Gedenken: Eine Linde für die Toten

Am Gedenktag für verstorbene Drogenabhängige pflanzt die Aidshilfe eine Linde am Oranienplatz. Gegen den bundesweiten Trend sinkt in Berlin die Zahl der Opfer.

Die weißen Lufballons sind mit Helium gefüllt und mit bunten Zetteln gehaftet. Darauf steht: "21. Juli Gedenktag für Drogenopfer". Rund 70 Menschen haben sich am Montag am Kreuzberger Oranienplatz um eine kleine Linde versammelt: zu einer Gedenkfeier, die der Initiativkreis 21. Juli gemeinsam mit der Aidshilfe, dem Notdienst Berlin, den Vereinen JESBerlin und Fixpunkt organisiert hat.
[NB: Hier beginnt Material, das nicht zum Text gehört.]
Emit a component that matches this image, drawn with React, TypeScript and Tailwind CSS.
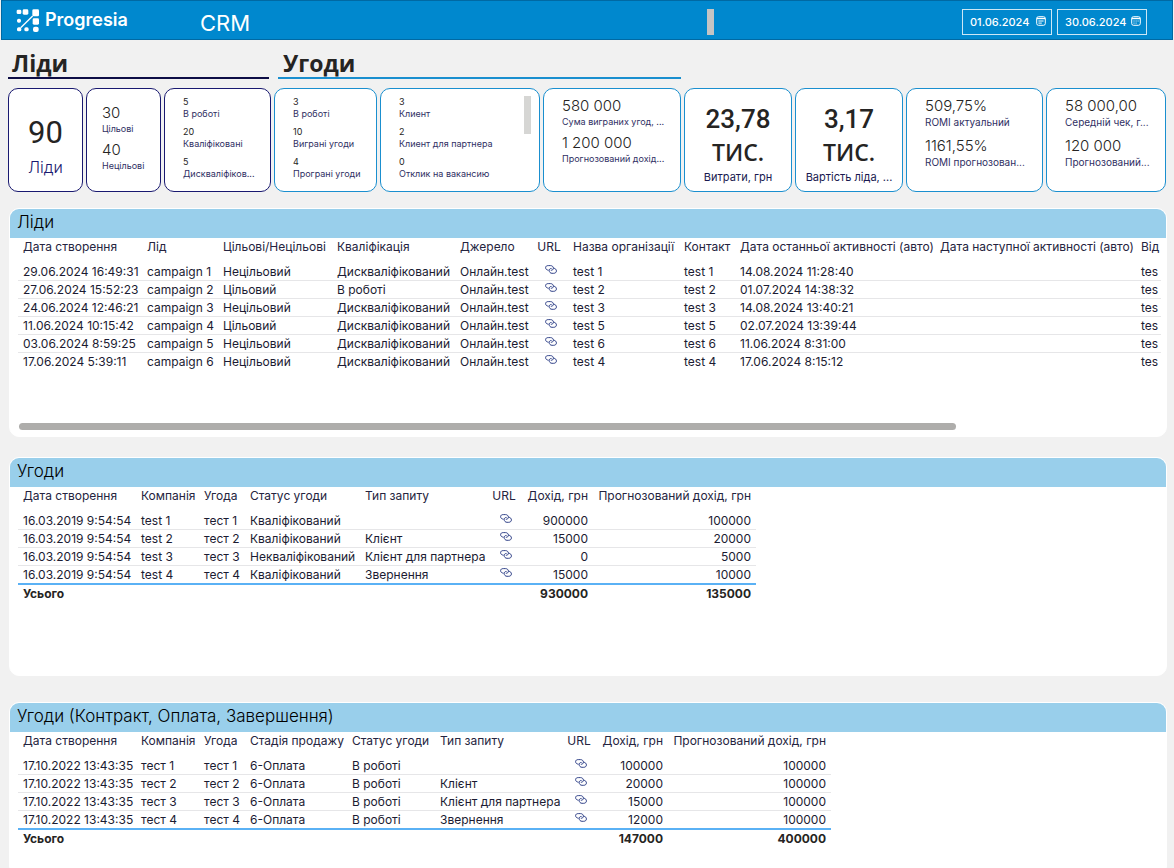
import { ReactNode } from "react";

type Metric = { value: string; label: string };

type Column = {
  title: string;
  width: number;
  align?: "left" | "right" | "center";
};

type DataTableProps = {
  label: string;
  columns: Column[];
  rows: string[][];
  total?: string[];
  fluid?: boolean;
};

// Cells holding this marker are drawn as a link icon
const LINK = "@link";

const leadColumns: Column[] = [
  { title: "Дата створення", width: 124 },
  { title: "Лід", width: 76 },
  { title: "Цільові/Нецільові", width: 114 },
  { title: "Кваліфікація", width: 123 },
  { title: "Джерело", width: 80 },
  { title: "URL", width: 33, align: "center" },
  { title: "Назва організації", width: 111 },
  { title: "Контакт", width: 56 },
  { title: "Дата останньої активності (авто)", width: 200 },
  { title: "Дата наступної активності (авто)", width: 201 },
  { title: "Від", width: 26 }
];

const leadRows = [
  ["29.06.2024 16:49:31", "campaign 1", "Нецільовий", "Дискваліфікований", "Онлайн.test", LINK, "test 1", "test 1", "14.08.2024 11:28:40", "", "tes"],
  ["27.06.2024 15:52:23", "campaign 2", "Цільовий", "В роботі", "Онлайн.test", LINK, "test 2", "test 2", "01.07.2024 14:38:32", "", "tes"],
  ["24.06.2024 12:46:21", "campaign 3", "Нецільовий", "Дискваліфікований", "Онлайн.test", LINK, "test 3", "test 3", "14.08.2024 13:40:21", "", "tes"],
  ["11.06.2024 10:15:42", "campaign 4", "Цільовий", "Дискваліфікований", "Онлайн.test", LINK, "test 5", "test 5", "02.07.2024 13:39:44", "", "tes"],
  ["03.06.2024 8:59:25", "campaign 5", "Нецільовий", "Дискваліфікований", "Онлайн.test", LINK, "test 6", "test 6", "11.06.2024 8:31:00", "", "tes"],
  ["17.06.2024 5:39:11", "campaign 6", "Нецільовий", "Дискваліфікований", "Онлайн.test", LINK, "test 4", "test 4", "17.06.2024 8:15:12", "", "tes"]
];

const dealColumns: Column[] = [
  { title: "Дата створення", width: 118 },
  { title: "Компанія", width: 63 },
  { title: "Угода", width: 46 },
  { title: "Статус угоди", width: 115 },
  { title: "Тип запиту", width: 130 },
  { title: "URL", width: 33, align: "center" },
  { title: "Дохід, грн", width: 70, align: "right" },
  { title: "Прогнозований дохід, грн", width: 163, align: "right" }
];

const dealRows = [
  ["16.03.2019 9:54:54", "test 1", "тест 1", "Кваліфікований", "", LINK, "900000", "100000"],
  ["16.03.2019 9:54:54", "test 2", "тест 2", "Кваліфікований", "Клієнт", LINK, "15000", "20000"],
  ["16.03.2019 9:54:54", "test 3", "тест 3", "Некваліфікований", "Клієнт для партнера", LINK, "0", "5000"],
  ["16.03.2019 9:54:54", "test 4", "тест 4", "Кваліфікований", "Звернення", LINK, "15000", "10000"]
];

const stageColumns: Column[] = [
  { title: "Дата створення", width: 118 },
  { title: "Компанія", width: 63 },
  { title: "Угода", width: 46 },
  { title: "Стадія продажу", width: 102 },
  { title: "Статус угоди", width: 88 },
  { title: "Тип запиту", width: 130 },
  { title: "URL", width: 33, align: "center" },
  { title: "Дохід, грн", width: 70, align: "right" },
  { title: "Прогнозований дохід, грн", width: 163, align: "right" }
];

const stageRows = [
  ["17.10.2022 13:43:35", "тест 1", "тест 1", "6-Оплата", "В роботі", "", LINK, "100000", "100000"],
  ["17.10.2022 13:43:35", "тест 2", "тест 2", "6-Оплата", "В роботі", "Клієнт", LINK, "20000", "100000"],
  ["17.10.2022 13:43:35", "тест 3", "тест 3", "6-Оплата", "В роботі", "Клієнт для партнера", LINK, "15000", "100000"],
  ["17.10.2022 13:43:35", "тест 4", "тест 4", "6-Оплата", "В роботі", "Звернення", LINK, "12000", "100000"]
];

const alignClass = {
  left: "pl-[5px] text-left",
  right: "pr-[5px] text-right",
  center: "pr-[5px] text-center"
};

function Logo() {
  return (
    <svg viewBox="0 0 69 69" className="h-[23px] w-[23px]" fill="#fff" aria-hidden="true">
      <rect x="2" y="2" width="14" height="13" rx="4" />
      <rect x="20" y="1" width="17" height="16" rx="4" />
      <rect x="49" y="1" width="20" height="21" rx="4" />
      <rect x="3" y="29" width="12" height="12" rx="5" />
      <rect x="50" y="28" width="19" height="19" rx="4" />
      <rect x="3" y="55" width="13" height="12" rx="5" />
      <rect x="25" y="55" width="13" height="12" rx="5" />
      <rect x="51" y="53" width="17" height="16" rx="6" />
      <path d="M14 56 50 21" stroke="#fff" strokeWidth="4" />
    </svg>
  );
}

function LinkIcon() {
  return (
    <svg
      viewBox="0 0 12 9"
      className="h-[9px] w-[12px]"
      fill="none"
      stroke="#1c2f7d"
      strokeWidth="0.9"
      strokeLinecap="round"
      aria-hidden="true"
    >
      <path d="M3.2 5.2C1.600 5 .6 4 .6 2.700.6 1.200 1.700.6 3.300.6h2.200c1.600 0 2.900 1 2.900 2.600 0 1.300-1 2.200-2.200 2.100" />
      <path d="M9 3.200c1.500.3 2.400 1.400 2.400 2.700 0 1.500-1.100 2.400-2.700 2.400H7c-1.600 0-2.800-1.200-2.800-2.700 0-1.300.8-2.300 2-2.200" />
    </svg>
  );
}

function CalendarIcon({ dots }: { dots?: boolean }) {
  return (
    <svg viewBox="0 0 10 10" className="mt-[6px] h-[10px] w-[10px] shrink-0" fill="none" stroke="#fff" strokeWidth="1" aria-hidden="true">
      <rect x="0.700" y="0.700" width="8.600" height="8.600" rx="1.800" />
      <path d="M0.700 2.500h8.600" strokeWidth="1.400" />
      {dots ? (
        <path d="M2.500 5h1M4.600 5h1M6.600 5h1M2.500 7.100h1M4.600 7.100h1" />
      ) : (
        <path d="M2.400 5h5.200M2.400 7.100h3.400" />
      )}
    </svg>
  );
}

function DateField({ label, value, dots }: { label: string; value: string; dots?: boolean }) {
  return (
    <label className="flex h-[26px] items-start gap-[4px] border border-white/80 px-[5px]">
      <input
        type="text"
        aria-label={label}
        defaultValue={value}
        className="h-[24px] w-[64px] bg-transparent pl-[2px] text-[11px] font-medium text-white outline-none"
      />
      <CalendarIcon dots={dots} />
    </label>
  );
}

function Card({ dark, className = "", children }: { dark?: boolean; className?: string; children: ReactNode }) {
  return (
    <div
      className={`flex min-w-0 flex-col rounded-[10px] border bg-white ${dark ? "border-[#191970]" : "border-[#1a8fcf]"} ${className}`}
    >
      {children}
    </div>
  );
}

function SmallMetrics({ items }: { items: Metric[] }) {
  return (
    <dl className="flex min-w-0 flex-1 flex-col gap-[6px] pt-[7px]">
      {items.map((item) => (
        <div key={item.label} className="flex flex-col-reverse">
          <dt className="text-[9px] leading-[12px] whitespace-nowrap text-[#2f2f63]">{item.label}</dt>
          <dd className="text-[9px] leading-[12px] text-[#252423]">{item.value}</dd>
        </div>
      ))}
    </dl>
  );
}

function MediumMetrics({ items, wide }: { items: Metric[]; wide?: boolean }) {
  return (
    <dl className={`flex flex-col ${wide ? "gap-[7px]" : "gap-[4px]"}`}>
      {items.map((item) => (
        <div key={item.label} className="flex flex-col-reverse">
          <dt className={`leading-[16px] whitespace-nowrap text-[#2f2f63] ${wide ? "text-[10px]" : "text-[9px]"}`}>{item.label}</dt>
          <dd className="text-[15px] leading-[17px] font-light text-[#252423]">{item.value}</dd>
        </div>
      ))}
    </dl>
  );
}

function BigMetric({ value, label }: Metric) {
  return (
    <>
      <p className="pt-[13px] text-center font-[Roboto] text-[26px] leading-[34px] font-medium text-[#252423]">{value}</p>
      <p className="text-center font-['Open_Sans'] text-[23px] leading-[32px] font-semibold text-[#252423]">ТИС.</p>
      <p className="text-center text-[11px] leading-[18px] whitespace-nowrap text-[#191950]">{label}</p>
    </>
  );
}

function DataTable({ label, columns, rows, total, fluid }: DataTableProps) {
  const width = columns.reduce((sum, column) => sum + column.width, 0);

  return (
    <table
      aria-label={label}
      className={`table-fixed border-separate border-spacing-0 text-[12px] leading-[17px] whitespace-nowrap text-[#1b1b32] ${fluid ? "min-w-full" : ""}`}
      style={{ width }}
    >
      <colgroup>
        {columns.map((column) => (
          <col key={column.title} style={{ width: column.width }} />
        ))}
      </colgroup>
      <thead>
        <tr>
          {columns.map((column) => (
            <th
              key={column.title}
              scope="col"
              className={`pb-[8px] font-normal text-[#252440] ${alignClass[column.align ?? "left"]}`}
            >
              {column.title}
            </th>
          ))}
        </tr>
      </thead>
      <tbody>
        {rows.map((row, rowIndex) => {
          const last = rowIndex === rows.length - 1;
          const border = last ? (total ? "border-b-2 border-[#5ab1f5]" : "") : "border-b border-[#e6e6e8]";
          return (
            <tr key={rowIndex}>
              {row.map((cell, index) => (
                <td key={index} className={`${border} ${alignClass[columns[index].align ?? "left"]}`}>
                  {cell === LINK ? (
                    <a href="#" aria-label="Відкрити" className="flex h-[17px] items-start justify-center pt-[2px] pl-[4px]">
                      <LinkIcon />
                    </a>
                  ) : (
                    cell
                  )}
                </td>
              ))}
            </tr>
          );
        })}
      </tbody>
      {total && (
        <tfoot>
          <tr>
            {total.map((cell, index) => (
              <td key={index} className={`font-bold text-[#252423] ${alignClass[columns[index].align ?? "left"]}`}>
                {cell}
              </td>
            ))}
          </tr>
        </tfoot>
      )}
    </table>
  );
}

function Panel({ title, className = "", children }: { title: string; className?: string; children: ReactNode }) {
  return (
    <section className={`flex flex-col border border-white bg-white ${className}`}>
      <h2 className="h-[29px] rounded-t-[9px] bg-[#99cfeb] px-[7px] text-[17px] leading-[27px] font-light text-black">{title}</h2>
      <div className="flex flex-1 flex-col pr-[5px] pl-[8px]">{children}</div>
    </section>
  );
}

export default function App() {
  return (
    <div className="flex min-h-screen flex-col bg-[#f1f1f1] font-[Inter,'Noto_Sans',sans-serif]">
      <header className="mx-px flex h-[40px] items-center border border-[#0069a3] bg-[#0088ce] pr-[25px] pl-[14px] text-white">
        <div className="flex w-[184px] items-center gap-[6px]">
          <Logo />
          <span className="text-[18px] leading-[20px] font-semibold">Progresia</span>
        </div>
        <h1 className="pt-[6px] text-[22px] leading-[28px]">CRM</h1>
        <div className="flex flex-1 justify-end pt-[4px] pr-[248px]">
          <span className="h-[26px] w-[7px] bg-[#c4c4c4]" />
        </div>
        <div className="flex gap-[5px] pt-[3px]">
          <DateField label="Дата від" value="01.06.2024" />
          <DateField label="Дата до" value="30.06.2024" dots />
        </div>
      </header>

      <div className="flex gap-[9px] px-[8px] pt-[9px] font-['Open_Sans']">
        <h2 className="w-[261px] border-b-2 border-[#0d0d45] pl-[4px] text-[23px] leading-[28px] font-bold text-[#252423]">Ліди</h2>
        <h2 className="w-[403px] border-b-2 border-[#1a8fcf] pl-[5px] text-[23px] leading-[28px] font-bold text-[#252423]">Угоди</h2>
      </div>

      <div className="mt-[9px] grid h-[104px] grid-cols-[75fr_75fr_107fr_103fr_160fr_138fr_108fr_108fr_137fr_120fr] gap-[3px] px-[8px]">
        <Card dark className="items-center">
          <p className="pt-[24px] font-[Roboto] text-[31px] leading-[40px] text-[#252423]">90</p>
          <p className="pt-[2px] text-[16px] leading-[24px] font-light text-[#191970]">Ліди</p>
        </Card>
        <Card dark className="pt-[15px] pl-[15px]">
          <MediumMetrics
            items={[
              { value: "30", label: "Цільові" },
              { value: "40", label: "Нецільові" }
            ]}
          />
        </Card>
        <Card dark className="pl-[18px]">
          <SmallMetrics
            items={[
              { value: "5", label: "В роботі" },
              { value: "20", label: "Кваліфіковані" },
              { value: "5", label: "Дискваліфіков..." }
            ]}
          />
        </Card>
        <Card className="pl-[18px]">
          <SmallMetrics
            items={[
              { value: "3", label: "В роботі" },
              { value: "10", label: "Виграні угоди" },
              { value: "4", label: "Програні угоди" }
            ]}
          />
        </Card>
        <Card className="pr-[8px] pl-[18px]">
          <div className="flex">
            <SmallMetrics
              items={[
                { value: "3", label: "Клиент" },
                { value: "2", label: "Клиент для партнера" },
                { value: "0", label: "Отклик на вакансию" }
              ]}
            />
            <span className="mt-[7px] h-[38px] w-[7px] bg-[#d6d6d4]" />
          </div>
        </Card>
        <Card className="pt-[8px] pl-[18px]">
          <MediumMetrics
            items={[
              { value: "580 000", label: "Сума виграних угод, ..." },
              { value: "1 200 000", label: "Прогнозований дохід..." }
            ]}
          />
        </Card>
        <Card>
          <BigMetric value="23,78" label="Витрати, грн" />
        </Card>
        <Card>
          <BigMetric value="3,17" label="Вартість ліда, ..." />
        </Card>
        <Card className="pt-[8px] pl-[18px]">
          <MediumMetrics
            wide
            items={[
              { value: "509,75%", label: "ROMI актуальний" },
              { value: "1161,55%", label: "ROMI прогнозован..." }
            ]}
          />
        </Card>
        <Card className="pt-[8px] pl-[18px]">
          <MediumMetrics
            wide
            items={[
              { value: "58 000,00", label: "Середній чек, г..." },
              { value: "120 000", label: "Прогнозований..." }
            ]}
          />
        </Card>
      </div>

      <main className="flex flex-1 flex-col pt-[16px] pr-[7px] pl-[9px]">
        <Panel title="Ліди" className="min-h-[229px] rounded-[10px]">
          <div className="overflow-hidden">
            <DataTable label="Ліди" columns={leadColumns} rows={leadRows} fluid />
          </div>
          <div className="mt-auto mb-[6px]">
            <div className="ml-px h-[7px] w-[82%] rounded-full bg-[#aeadab]" />
          </div>
        </Panel>
        <Panel title="Угоди" className="mt-[20px] min-h-[219px] rounded-[10px]">
          <DataTable
            label="Угоди"
            columns={dealColumns}
            rows={dealRows}
            total={["Усього", "", "", "", "", "", "930000", "135000"]}
          />
        </Panel>
        <Panel title="Угоди (Контракт, Оплата, Завершення)" className="mt-[26px] flex-1 rounded-t-[10px]">
          <DataTable
            label="Угоди (Контракт, Оплата, Завершення)"
            columns={stageColumns}
            rows={stageRows}
            total={["Усього", "", "", "", "", "", "", "147000", "400000"]}
          />
        </Panel>
      </main>
    </div>
  );
}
Zum Gedenken an die Drogentoten hat der Initiativkreis eine Linde gepflanzt, an der eine Tafel hängt. Mit diesem "Lebensbaum" solle ein Zeichen gesetzt werden, sagt Dirk Schäffer von der Deutschen Aidshilfe. Gesundheitssenatorin Katrin Lompscher (Linke) ergänzt, als sie die Tafel enthüllt: "Jeder Mensch der am Konsum von Drogen stirbt, ist einer zuviel." Notwendig sei ein gut ausgebautes Hilfesystem, um Wege aus der Abhängigkeit zu finden, Alternativen aufzuzeigen und die Menschen zu befähigen, neue Perspektiven zu entwickeln. In Berlin gebe es dazu unter anderem "niedrigschwellige Hilfen" wie Kontaktläden, Drogenkonsumräume, Übernachtungseinrichtungen und "Streetwork". Zu den Angeboten zähle auch die Substitution mit Methadon.

Ingo Michels, Leiter der Geschäftsstelle der Drogenbeauftragten der Bundesregierung, weist in seiner Rede darauf hin, das bundesweit die Zahl der Drogentoten wieder ansteigt, nachdem sie in den sechs Jahren zuvor gesunken war. Im Jahr 2006 gab es 1.296 Drogentote. Im vergangenen Jahr wurden 1.394 Drogentoten gemeldet. Im Gegensatz dazu sei die Zahl der Drogentoten in Berlin aber immerhin wieder um 8,7 Prozent gesunken, ergänzt Michels - von 173 Drogenopfern auf 158. Das läge an den gut ausgebauten Drogenkonsumräumen, lobt er. Dort können die Abhängige unter medizinischer Aufsicht iniziieren und weiterführende Hilfe annehmen. Vergangenes Jahr ist die Substitionsbehandlung von drei Tausend Abhängigen beansprucht worden. In seiner Ansprache bei der Gedenkfeier ruft Michels zu "Mut zur Betroffenheit" auf, denn "die Betreuungssysteme in Berlin bieten gute Angebote für Aussteiger". Laut Michels sterben an Drogen vor allem Ältere, die seit vielen Jahren konsumieren. Ihr Durchschnittsalter beläuft sich auf 40 Jahre. Besonders in Bayern ist die Zahl der Drogentoten um 27 Prozent gestiegen.

Bundesweit haben am Montag in mehr als 40 Städten Gedenkveranstaltungen stattgefunden. Der Gedenktag wird seit 1998 begangen. Er hat sich von einer Veranstaltung mit kommunalem Charakter zum größten bundesweiten Gedenk-, Protest- und Aktionstag für Drogenkonsumenten entwickelt.

Nach den Reden am Oranienplatz lassen die Teilnehmer der Gedenkfeier die Luftballons zum Himmel steigen. Im Hintergrund läuft Musik: "Berlin ist öde und dunkel ohne dich".